Eastwood, who's got the same jawline as his father, Clint, stars opposite Britt Robertson in a story allegedly about sacrifice and love in the green hills of North Carolina. Eastwood plays Luke, a pro bullrider trying to make a comeback after being seriously injured by a dreaded black bull named Rango. Robertson is quite a different character, Sophia, a studious art history major looking to jump start her art career with an internship in New York City. The two meet after Sophia's sorority sisters drag her to watch a bull-riding competition, and she catches the eye (and the hat) of the victorious Luke. And so begins a seemingly doomed courtship too vanilla to savor and too mechanically plotted to give a damn about.

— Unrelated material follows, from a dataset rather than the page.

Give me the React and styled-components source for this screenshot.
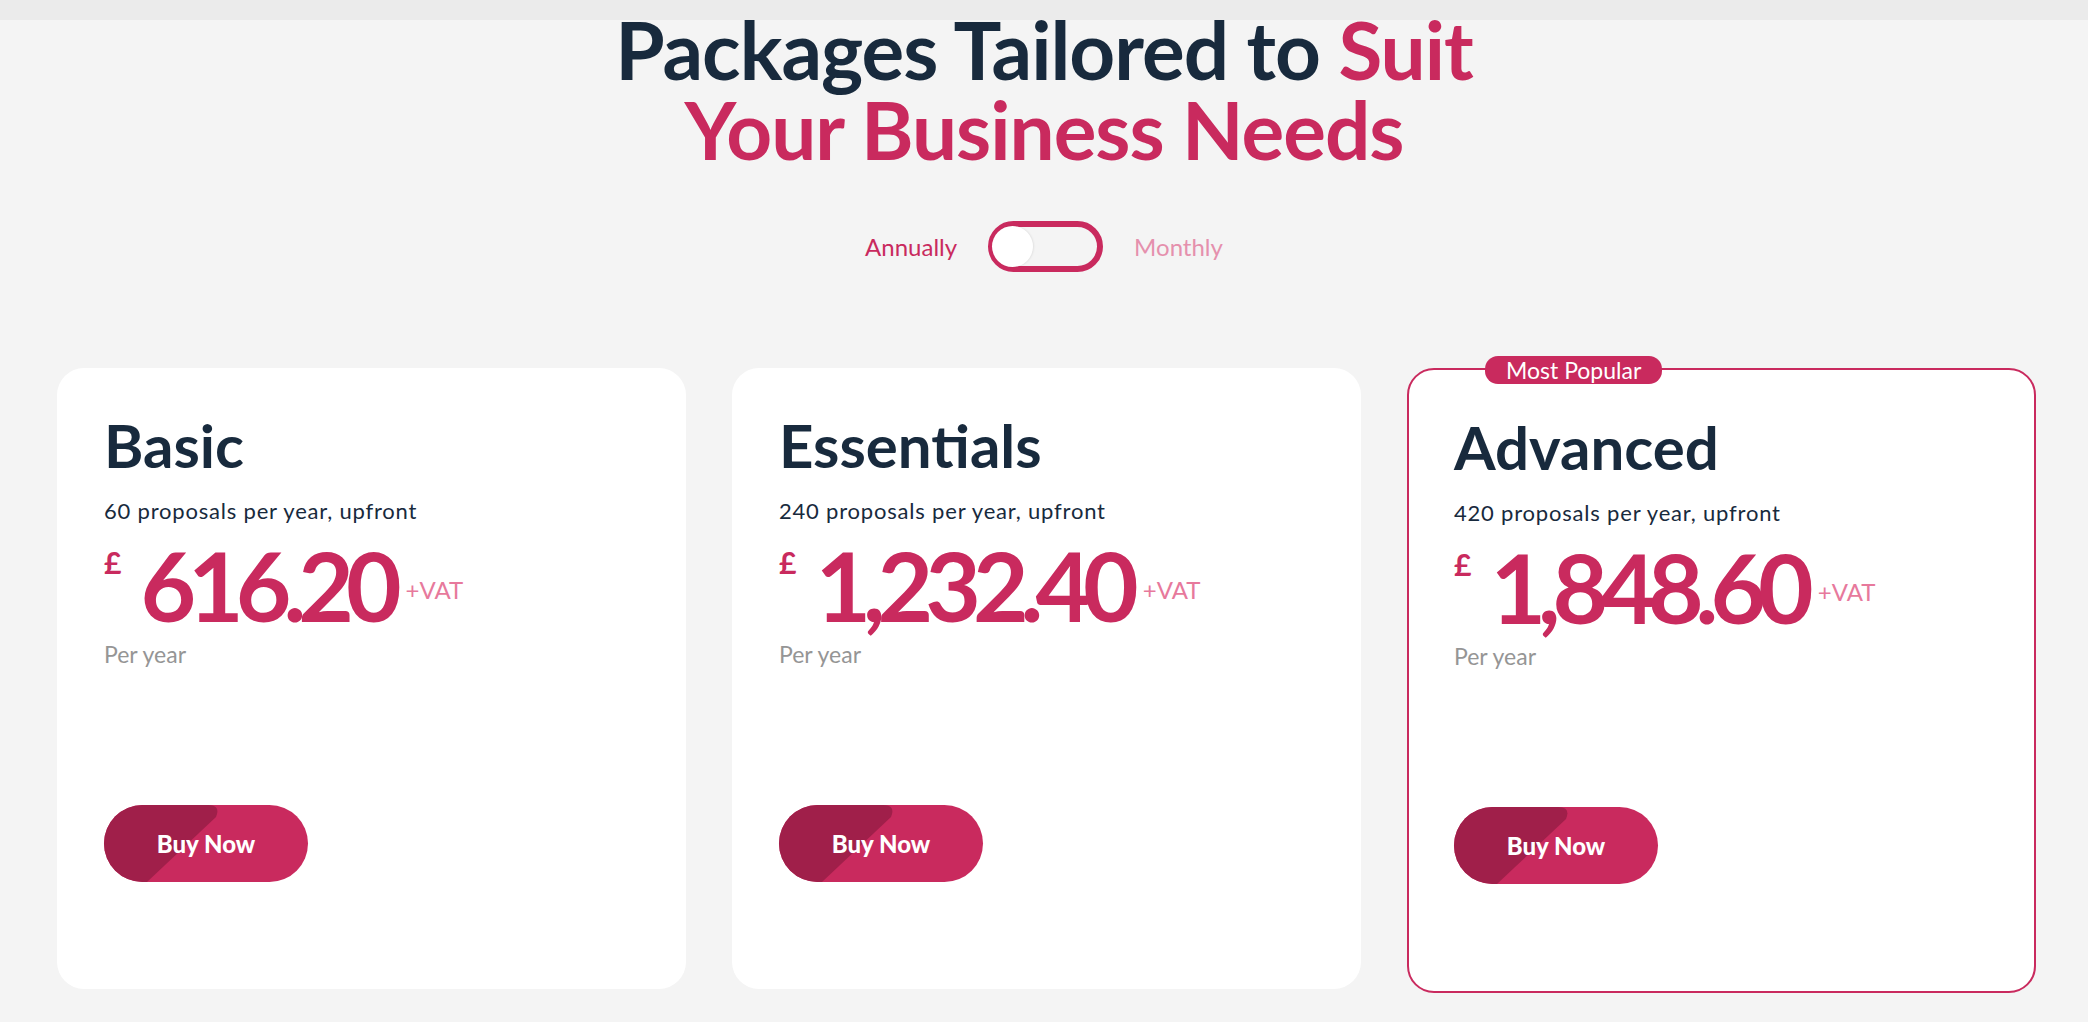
import React, { useState } from 'react';
import styled, { createGlobalStyle } from 'styled-components';

const GlobalStyle = createGlobalStyle`
  body {
    margin: 0;
    background: #f4f4f4;
    font-family: Lato, 'Liberation Sans', sans-serif;
  }
`;

const navy = '#182a3d';
const pink = '#c92a5e';

const Page = styled.div`
  min-height: 1022px;
  background: #f4f4f4;
`;

const TopBar = styled.div`
  height: 20px;
  background: #ebebeb;
`;

const Heading = styled.h1`
  margin: -11px 0 0;
  text-align: center;
  font-size: 80px;
  line-height: 80px;
  font-weight: 700;
  letter-spacing: -1px;
  color: ${navy};

  span {
    color: ${pink};
  }
`;

const ToggleRow = styled.div`
  display: flex;
  justify-content: center;
  align-items: center;
  gap: 31px;
  margin-top: 52px;
`;

const ToggleLabel = styled.span`
  font-size: 24px;
  color: ${({ $active }) => ($active ? pink : '#e590ad')};
  cursor: pointer;
`;

const Track = styled.button`
  position: relative;
  width: 115px;
  height: 51px;
  box-sizing: border-box;
  border: 6px solid ${pink};
  border-radius: 26px;
  background: #f4f4f4;
  padding: 0;
  cursor: pointer;
`;

const Knob = styled.span`
  position: absolute;
  top: -1px;
  left: ${({ $right }) => ($right ? '62px' : '-2px')};
  width: 41px;
  height: 41px;
  border-radius: 50%;
  background: #fff;
  box-shadow: 1px 0 2px rgba(0, 0, 0, 0.08);
`;

const Cards = styled.div`
  display: grid;
  grid-template-columns: repeat(3, 629px);
  gap: 46px;
  padding: 0 52px 0 57px;
  margin-top: 96px;
  align-items: start;
`;

const Card = styled.div`
  position: relative;
  box-sizing: border-box;
  height: ${({ $featured }) => ($featured ? '625px' : '621px')};
  padding: ${({ $featured }) => ($featured ? '41px 45px' : '41px 47px')};
  background: #fff;
  border-radius: 27px;
  border: ${({ $featured }) => ($featured ? `2px solid ${pink}` : 'none')};
  display: flex;
  flex-direction: column;
  align-items: flex-start;
`;

const Badge = styled.div`
  position: absolute;
  top: -14px;
  left: 76px;
  height: 28px;
  padding: 0 21px;
  border-radius: 13px;
  background: ${pink};
  color: #fff;
  font-size: 23px;
  line-height: 28px;
`;

const PlanName = styled.h2`
  margin: 0;
  font-size: 60px;
  line-height: 1.2;
  font-weight: 700;
  color: ${navy};
`;

const Desc = styled.p`
  margin: 17px 0 0;
  font-size: 22px;
  line-height: 1.2;
  letter-spacing: 0.8px;
  color: ${navy};
`;

const PriceRow = styled.div`
  display: flex;
  align-items: flex-start;
  margin-top: 13px;
`;

const Currency = styled.span`
  font-size: 30px;
  line-height: 1;
  font-weight: 700;
  color: ${pink};
  margin: 10px 19px 0 0;
`;

const Amount = styled.span`
  font-size: 96px;
  line-height: 1;
  font-weight: 700;
  letter-spacing: -8px;
  color: ${pink};
`;

const Vat = styled.span`
  font-size: 24px;
  line-height: 1;
  color: #e7799c;
  margin: 41px 0 0 12px;
`;

const PerYear = styled.div`
  margin-top: 8px;
  font-size: 23px;
  line-height: 1.2;
  color: #959595;
`;

const BuyButton = styled.button`
  position: relative;
  overflow: hidden;
  margin-top: 136px;
  width: 204px;
  height: 77px;
  border: none;
  border-radius: 39px;
  background: ${pink};
  color: #fff;
  font-family: inherit;
  font-size: 24px;
  font-weight: 900;
  cursor: pointer;

  svg {
    position: absolute;
    left: 0;
    top: 0;
  }

  span {
    position: relative;
  }
`;

const plans = [
  { name: 'Basic', desc: '60 proposals per year, upfront', price: '616.20' },
  { name: 'Essentials', desc: '240 proposals per year, upfront', price: '1,232.40' },
  { name: 'Advanced', desc: '420 proposals per year, upfront', price: '1,848.60', featured: true },
];

const Shade = () => (
  <svg width="204" height="77" viewBox="0 0 204 77">
    <path d="M0 0 H104 Q117 0 112 12 L43 77 H0 Z" fill="#a01f4a" />
  </svg>
);

export default function App() {
  const [monthly, setMonthly] = useState(false);

  return (
    <Page>
      <GlobalStyle />
      <TopBar />
      <Heading>
        Packages Tailored to <span>Suit</span>
        <br />
        <span>Your Business Needs</span>
      </Heading>

      <ToggleRow>
        <ToggleLabel $active={!monthly} onClick={() => setMonthly(false)}>Annually</ToggleLabel>
        <Track aria-label="Billing period" onClick={() => setMonthly(!monthly)}>
          <Knob $right={monthly} />
        </Track>
        <ToggleLabel $active={monthly} onClick={() => setMonthly(true)}>Monthly</ToggleLabel>
      </ToggleRow>

      <Cards>
        {plans.map((plan) => (
          <Card key={plan.name} $featured={plan.featured}>
            {plan.featured && <Badge>Most Popular</Badge>}
            <PlanName>{plan.name}</PlanName>
            <Desc>{plan.desc}</Desc>
            <PriceRow>
              <Currency>£</Currency>
              <Amount>{plan.price}</Amount>
              <Vat>+VAT</Vat>
            </PriceRow>
            <PerYear>Per year</PerYear>
            <BuyButton type="button">
              <Shade />
              <span>Buy Now</span>
            </BuyButton>
          </Card>
        ))}
      </Cards>
    </Page>
  );
}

But Luke and Sophia are only half the movie. On the night of their first date, the two save a WWII vet named Ira (Alan Alda) from a fiery car wreck, and Sophia rescues a box of the man's old love letters. Not one to value privacy, Sophia reads them while the old man recovers, and begins speaking to him about his life. Through a series of flashbacks, the film shows how Ira's beloved wife, Ruth (Oona Chaplan), gave up on her dream so that she could be with him and live happily together for decades on end. Meanwhile, the college girl doesn't quite seem to realize that she's facing a similar choice: Stay with the handsome cowboy, or pursue her art career.

The film pretends to explore the relationship of sacrifice in love, but it shows just a pinprick of pain. The person who sacrifices the most is definitely Ruth, and that adds a sense of depth to her relationship with Ira. However, that old-timey romance, when in contrast with Luke and Sophia's two-month long romp of saddles and sex, makes the modern couple's relationship seem banal, if not just silly. And the way the two love stories comes together is almost a joke.

Everything just ties up so nicely, even when Luke sacrifices absolutely nothing for it. Sorry if this is a spoiler, but not only does the handsome hero get to show Rango who's boss and win back his girl, he also becomes a multi-millionaire the second he brings Sophia in for a hands-on-face kiss. He literally wins the love/live lottery for being a bullheaded jackass who shows hardly any support for what his girl wants to do in life. Even if The Longest Ride is about the parallels of long relationships and bull-riding, it sure as hell isn't about sacrifice.